For ardent supporters of Britain’s withdrawal from the EU, Brexit presents an opportunity to revive a buccaneering approach to trade that has, under EU membership, been chastened by burdensome regulations. Unbridled by EU law in the areas of employment and immigration, London will once again be able to enact or jettison legislation in accordance with its own economic prerogatives, without being held hostage to the disparate needs of 27 other countries. Remainers, of course, counter that EU laws governing things like weekly working hours, for example, are not arbitrary impositions that stifle productivity but rather hard-fought provisions guaranteeing the basic rights and safety of workers.
While the above debate captures the age-old divide between the capitalist and the working classes, there is another section of society who, of necessity, refrain from broadcasting their opinion on the matter, but whose line of work will be just as affected as any other. This includes the likes of smugglers, dealers, and fraudsters – that is to say, people engaged in criminal activity of just about any stripe that has an international dimension. According to experts, Brexit could mean a boom time for criminals.
One of the areas of the statute book that Brexiteers most relish the thought of daubing with Tipp-Ex once the UK is free from Brussels’ diktats is labour law, which they see as having robbed employers of control over the workplace conditions in their businesses. And according to Jakub Sobik of Anti-Slavery International, organised crime groups – especially those involved in human smuggling – are often attracted to countries with weak labour laws, “The weaker they are,” he says, “The more vulnerable people are to slavery. A lot of labour protection in the UK comes from EU law, and there is a risk it may not be translated into UK law.”
Among those hoping to benefit from such a change are people-smuggling gangs from places like Albania and Vietnam. Indeed, the former of those two countries presents an interesting parallel to the UK. As a country going through the process of aligning its legal system with the EU which it seeks to join, it is on the exact opposite trajectory to that of Britain.
From Albania’s perspective, Brexit must look like an odd decision. For Albanians, the EU legal system, from which the UK is trying to escape, is one of the biggest attractions for joining the bloc. To Albanians, EU justice represents the victory of law and order over the forces of corruption and chaos. This was manifest in last week’s demonstrations that brought thousands of Albanians onto the streets to protest against the web of organised crime and political corruption that grips the country in a stranglehold. The backdrop to these protests is Albania’s role as a major cannabis exporter, which has earned it the label of the “Colombia of Europe.” But as Albania edges closer to EU membership, the desire to shed that image and be regarded as a “normal” European country is spurring Albanians to hold their government to account.

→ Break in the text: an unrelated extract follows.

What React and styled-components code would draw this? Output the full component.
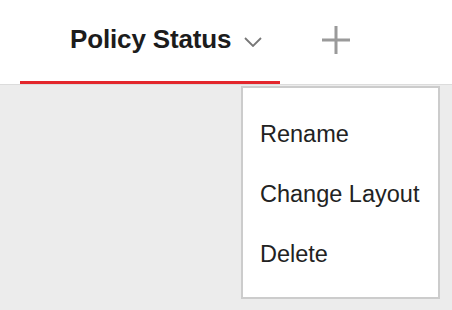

Another country aiming to enter the EU not long after the UK leaves it is Montenegro, which perhaps even more than Albania, is in need of the kind of legal strictures that the EU provides and the UK is looking to dispense with. If Montenegro is to be ready for membership by 2025, as Brussels hopes it will be, it has an uphill task ahead of it. A challenge that won’t be made any easier if the country’s long-time strongman, Milo Djukanovic, wins the presidential elections – again – in April. Independent election observers will need to be on hand to ensure that if he does win, his election isn’t marred by the kind of serious irregularities that have ushered him into power on no less than four occasions already – three times as prime minister and once as president. Indeed, Montenegro’s figures for violent crime under Djukanovic provide an object lesson in the value of mechanisms like the European Arrest Warrant and the Europol database that the UK will be walking away from once it leaves the bloc.
While nobody expects the UK to dissolve into a gangster state akin to Montenegro or Albania, it is interesting to see how the EU institutions that the UK is trying to escape from are the very same ones that aspiring members are looking to for salvation.